4. Pccard, cardbus and usb probe their devices after interrupts are
enabled. It would be desirable to hook into new kernel APIs to
allow the mounting of root to be put off until those systems know
that they are done with their initial probe of the devices present
at boot.
_________________________________________________________________
Interrupt Latency
Contact: Warner Losh <imp@freebsd.org>
I've setup a test system to measure interrupt latency on FreeBSD 5.3
and current. So far I've measured the baseline latency for a 300MHz
embedded cyrix based single board computer. I've tried a number of
different strategies to optimize the interrupt path. Most of these
strategies resulted in some improvement of the time it takes to get
from the start of the interrupt servicing to the driver's ISR. These
improvements turned out to be about 1-2% of the processing times on
this single board computer, but a wash on faster machines. However,
the time between when the interrupt should happen, and when FreeBSD
starts to service the interrupt is the dominant factor in these
measurements. Despite the fact that these are fast interrupt handlers
(so the scheduler is out of the loop), I routinely see average
latencies of 18us, with large variations (on the order of 5us standard
deviation).
Open tasks:
1. I need to measure the latencies with 4.x and current to
characterize the differences more precisely. I'm especially
interested in the effects on interrupt latency that the
elimination of mixed mode will cause.
2. I need to characterize different parts of our ISR routines to see
if some of the variation I've seen so far can be reduced by
improved coding techniques.
3. I need to re-run my tests with 5.4 and summarize my results in a
paper.
_________________________________________________________________
IPv6 Support for IPFW
URL: http://lists.freebsd.org/pipermail/cvs-all/2005-April/116671.html
Contact: Brooks Davis <brooks@FreeBSD.org>
In April 18th, I committed support for IPv6 to IPFW. This support was
written by two student of Luigi's, Mariano Tortoriello and Raffaele De
Lorenzo. I updated it to use PFIL_HOOKS and fixed a few minor issues.

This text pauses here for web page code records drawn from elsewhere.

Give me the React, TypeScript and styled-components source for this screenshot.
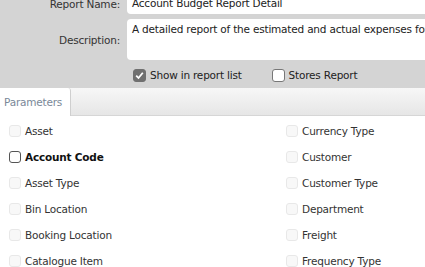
import React from 'react';
import styled, { createGlobalStyle } from 'styled-components';

const GlobalStyle = createGlobalStyle`
  html, body {
    margin: 0;
    padding: 0;
    background: #ffffff;
    font-family: "DejaVu Sans", Tahoma, sans-serif;
    font-size: 10.5px;
    letter-spacing: -0.2px;
    color: #222;
    overflow: hidden;
  }
`;

const Page = styled.div`
  width: 425px;
  height: 267px;
  overflow: hidden;
`;

const Header = styled.section`
  background: #d4d4d4;
  margin-top: -7px;
  padding-bottom: 6px;
`;

const FieldRow = styled.div`
  display: grid;
  grid-template-columns: 120px 1fr;
  column-gap: 7px;
  align-items: center;
  margin-bottom: 5px;
`;

const Label = styled.label`
  text-align: right;
  color: #333;
`;

const TextInput = styled.div`
  background: #fff;
  border-radius: 4px 0 0 4px;
  height: 21px;
  line-height: 21px;
  padding: 0 5px;
  white-space: nowrap;
  overflow: hidden;
`;

const TextArea = styled.div`
  background: #fff;
  border-radius: 4px 0 0 4px;
  height: 41px;
  padding: 4px 5px;
  box-sizing: border-box;
  white-space: nowrap;
  overflow: hidden;
`;

const OptionRow = styled.div`
  display: flex;
  align-items: center;
  padding-left: 133px;
  gap: 30px;
  height: 14px;
  margin-top: 8px;
`;

const Option = styled.label`
  display: flex;
  align-items: center;
  gap: 4px;
  color: #222;
`;

const Box = styled.span<{ $variant: 'checked' | 'empty' | 'disabled' | 'active' }>`
  display: inline-flex;
  align-items: center;
  justify-content: center;
  box-sizing: border-box;
  width: ${(p) => (p.$variant === 'checked' || p.$variant === 'empty' ? '13px' : '12px')};
  height: ${(p) => (p.$variant === 'checked' || p.$variant === 'empty' ? '13px' : '12px')};
  border-radius: 3px;
  flex-shrink: 0;
  background: ${(p) => (p.$variant === 'checked' ? '#707070' : p.$variant === 'disabled' ? '#f8f8f8' : '#fff')};
  border: 1px solid
    ${(p) =>
      p.$variant === 'checked' ? '#707070' : p.$variant === 'disabled' ? '#e8e8e8' : p.$variant === 'active' ? '#555' : '#777'};
`;

const TabBar = styled.nav`
  display: flex;
  height: 27px;
  background: linear-gradient(#f7f7f7, #e6e6e6);
  border-bottom: 1px solid #d6d6d6;
`;

const Tab = styled.div`
  display: flex;
  align-items: center;
  padding: 0 4px;
  width: 71px;
  box-sizing: border-box;
  background: #fff;
  border-right: 1px solid #cfcfcf;
  border-top-right-radius: 3px;
  color: #7a8898;
  height: 28px;
`;

const ParamGrid = styled.div`
  display: grid;
  grid-template-columns: 277px 1fr;
  padding: 2px 0 0 9px;
`;

const Param = styled.div<{ $active?: boolean }>`
  display: flex;
  align-items: center;
  gap: 4px;
  height: 26px;
  font-weight: ${(p) => (p.$active ? 'bold' : 'normal')};
  color: ${(p) => (p.$active ? '#111' : '#333')};
`;

const Check = () => (
  <svg width="9" height="9" viewBox="0 0 9 9">
    <path d="M1.2 4.6 L3.5 7 L7.8 1.8" fill="none" stroke="#fff" strokeWidth="1.8" />
  </svg>
);

const left = ['Asset', 'Account Code', 'Asset Type', 'Bin Location', 'Booking Location', 'Catalogue Item'];
const right = ['Currency Type', 'Customer', 'Customer Type', 'Department', 'Freight', 'Frequency Type'];

export default function App() {
  const rows = left.flatMap((l, i) => [
    { name: l, active: l === 'Account Code' },
    { name: right[i], active: false },
  ]);
  return (
    <Page>
      <GlobalStyle />
      <Header>
        <FieldRow>
          <Label>Report Name:</Label>
          <TextInput>Account Budget Report Detail</TextInput>
        </FieldRow>
        <FieldRow>
          <Label>Description:</Label>
          <TextArea>A detailed report of the estimated and actual expenses for each account</TextArea>
        </FieldRow>
        <OptionRow>
          <Option>
            <Box $variant="checked">
              <Check />
            </Box>
            Show in report list
          </Option>
          <Option>
            <Box $variant="empty" />
            Stores Report
          </Option>
        </OptionRow>
      </Header>
      <TabBar>
        <Tab>Parameters</Tab>
      </TabBar>
      <ParamGrid>
        {rows.map((r) => (
          <Param key={r.name} $active={r.active}>
            <Box $variant={r.active ? 'active' : 'disabled'} />
            {r.name}
          </Param>
        ))}
      </ParamGrid>
    </Page>
  );
}
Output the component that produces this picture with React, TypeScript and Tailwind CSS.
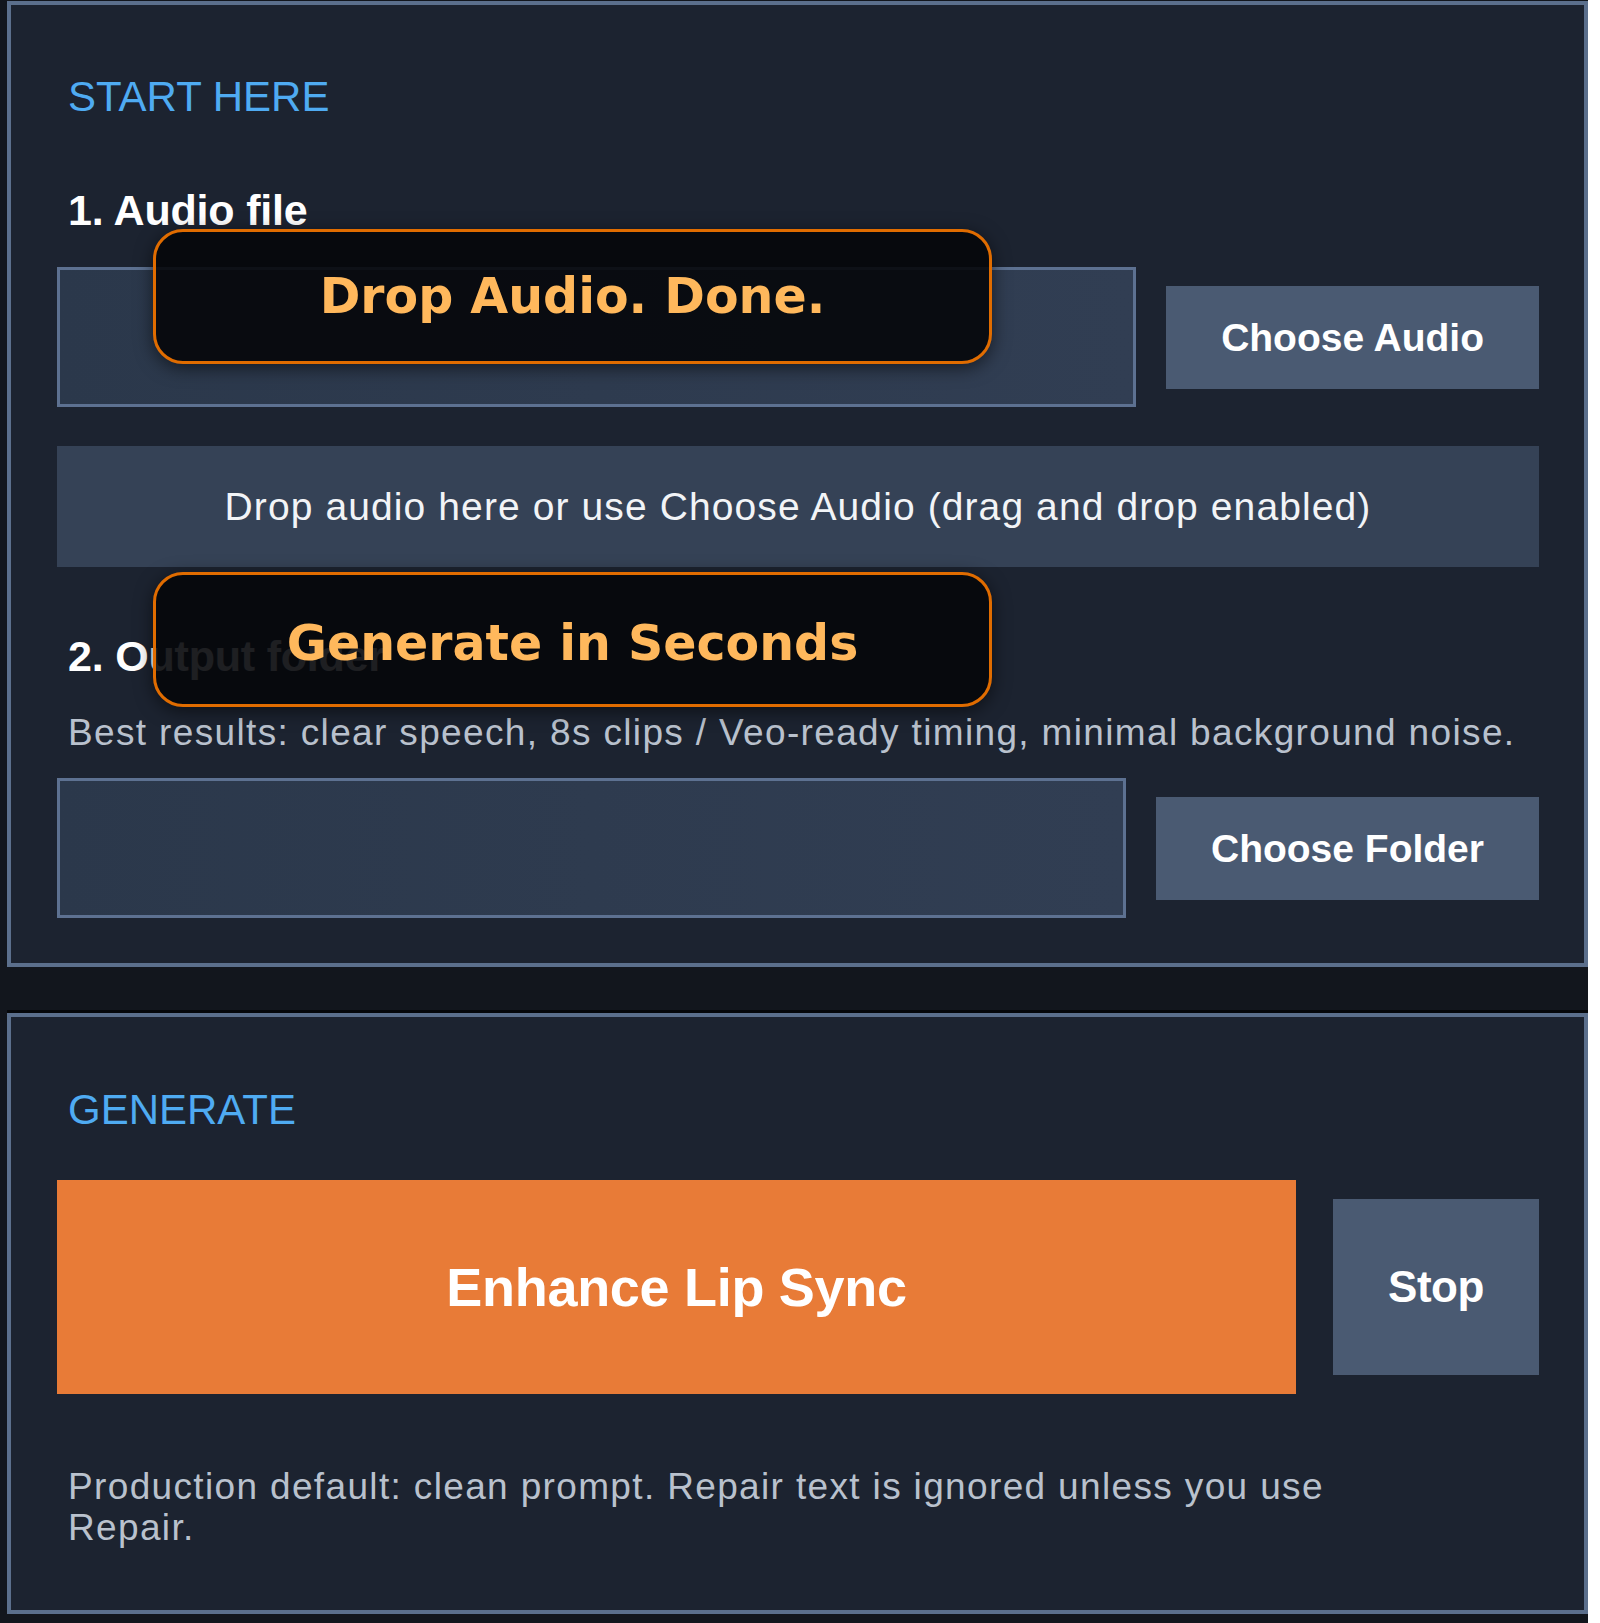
import React from 'react';

const sans = { fontFamily: '"Liberation Sans", Arial, Helvetica, sans-serif' };

// Bulle orange posée par-dessus le formulaire
const Callout: React.FC<{ text: string; top: string; shift?: string }> = ({ text, top, shift = '' }) => (
  <div
    className={`absolute left-[142px] ${top} w-[839px] h-[135px] rounded-[30px] border-[3px] border-[#e06c00] bg-[#05070a]/90 shadow-[0_4px_18px_rgba(0,0,0,0.55)] flex items-center justify-center`}
  >
    <span className={`${shift} font-['DejaVu_Sans',Verdana,sans-serif] font-bold text-[49px] leading-none text-[#ffb85c]`}>
      {text}
    </span>
  </div>
);

const FieldRow: React.FC<{ label: string; mt: string }> = ({ label, mt }) => (
  <div className={`${mt} flex items-center gap-[30px] h-[140px]`}>
    <div className="flex-1 h-[140px] border-[3px] border-[#5d7191] bg-gradient-to-r from-[#2b384b] to-[#313e53]" />
    <button className="h-[103px] px-[55px] bg-[#4a5a72] text-white font-bold text-[39px] leading-none whitespace-nowrap">
      {label}
    </button>
  </div>
);

export default function App() {
  return (
    <div className="bg-white w-[1600px] min-h-[1623px]" style={sans}>
      <div className="w-[1588px] min-h-[1623px] bg-[#12161d] pl-[7px] pt-[1px]">
        {/* START HERE */}
        <section className="relative border-4 border-[#5b6f8c] bg-[#1c2330] pl-[46px] pr-[45px] pt-[68px] pb-[45px]">
          <h2 className="ml-[11px] text-[42px] leading-[48px] text-[#4fabf2]">START HERE</h2>
          <h3 className="mt-[65px] ml-[11px] text-[43px] leading-[48px] font-bold text-white tracking-[-0.2px]">
            1. Audio file
          </h3>
          <FieldRow label="Choose Audio" mt="mt-[33px]" />
          <div className="mt-[39px] h-[121px] bg-[#354256] flex items-center justify-center">
            <span className="text-[39px] leading-none text-[#f2f4f7] tracking-[1.1px]">
              Drop audio here or use Choose Audio (drag and drop enabled)
            </span>
          </div>
          <h3 className="mt-[65px] ml-[11px] text-[43px] leading-[48px] font-bold text-white tracking-[-0.2px]">
            2. Output folder
          </h3>
          <p className="mt-[32px] ml-[11px] text-[37px] leading-[42px] text-[#b9c1cd] tracking-[1.35px] whitespace-nowrap">
            Best results: clear speech, 8s clips / Veo-ready timing, minimal background noise.
          </p>
          <FieldRow label="Choose Folder" mt="mt-[24px]" />

          <Callout text="Drop Audio. Done." top="top-[224px]" />
          <Callout text="Generate in Seconds" top="top-[567px]" shift="translate-y-[4px]" />
        </section>

        {/* GENERATE */}
        <section className="mt-[46px] border-4 border-[#5b6f8c] bg-[#1c2330] pl-[46px] pr-[45px] pt-[69px] pb-[62px] shadow-[0_-3px_0_#05070a]">
          <h2 className="ml-[11px] text-[42px] leading-[48px] text-[#4fabf2]">GENERATE</h2>
          <div className="mt-[46px] flex items-center gap-[37px]">
            <button className="flex-1 h-[214px] bg-[#e87b37] text-white font-bold text-[54px] leading-none tracking-[-0.3px]">
              Enhance Lip Sync
            </button>
            <button className="w-[206px] h-[176px] bg-[#4a5a72] text-white font-bold text-[44px] leading-none tracking-[-0.5px]">
              Stop
            </button>
          </div>
          <p className="mt-[72px] ml-[11px] max-w-[1340px] text-[37px] leading-[41px] text-[#b9c1cd] tracking-[1.35px]">
            Production default: clean prompt. Repair text is ignored unless you use Repair.
          </p>
        </section>
      </div>
    </div>
  );
}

As of this commit, IP6FW should be considered deprecated in favor of
IPFW. It should be possible to MFC this change to 5.x, but that is not
currently planned.
Open tasks:
1. Testing.
2. IP6FW to IPFW migration guide.
3. Patches relative to 5-STABLE.
_________________________________________________________________
libthread
Contact: David Xu <davidxu@freebsd.org>
libthread is a pure 1:1 threading library, it had stayed in my
perforce branch for a long time, recent it was imported into source
tree and replaced libthr. The purpose of the work is to improve 1:1
threading on FreeBSD, the library is designed in mind that simplest is
best, currently it can run almost all of the applications libpthread
can run, but gives you better SMP performance. The library size is
smaller than libpthread.
Currently it supports i386, AMD64, sparc64 and ia64 and may support
alpha, powerpc and arm. I didn't do many tests on sparc64 and ia64, I
only tested it on FreeBSD cluster machines. For i386, I always used
LDT, but know that Peter committed GDT code, and now there is no 8191
threads limitation anymore.
libthread_db was updated to support debugging the new libthr. It is an
assistant library used by gdb to debug threaded process, that
understands internal detail of thread libraries. I have improved it a
bit to support event reports for libthr, currently it can report
thread creation and death events. That means a thread that was created
and died will be reported to the user regardless if you are tracking
it or not.
Open tasks:
1. I am working on thread creation performance, currently it needs
considerable number of libc functions and syscalls to create a
thread, I would like to introduce a syscall to create a thread in
atomicaly. That means one syscall will setup thread entry, tls,
and signal mask and PTHREAD_SCOPE_PROCESS/SYSTEM; in future maybe
even CPU affinity masks, when userland entry code is executed, the
thread is already fully setup.
2. Process shareable synchronization objects. In Current FreeBSD does
not support this specification. The idea about the shareable mutex
and others is like other systems did, one can use mmap() to create
a shared memory page, and put a pthread synchronization object in
the page, multiple processes use the shared object to control
resource access. I am not working on it, if someone is interested,
please let me know.
_________________________________________________________________
Low-overhead performance monitoring for FreeBSD
URL: http://people.freebsd.org/~jkoshy/projects/perf-measurement
Contact: Joseph Koshy <jkoshy@FreeBSD.org>
Many modern CPUs have on-chip performance monitoring counters (PMCs)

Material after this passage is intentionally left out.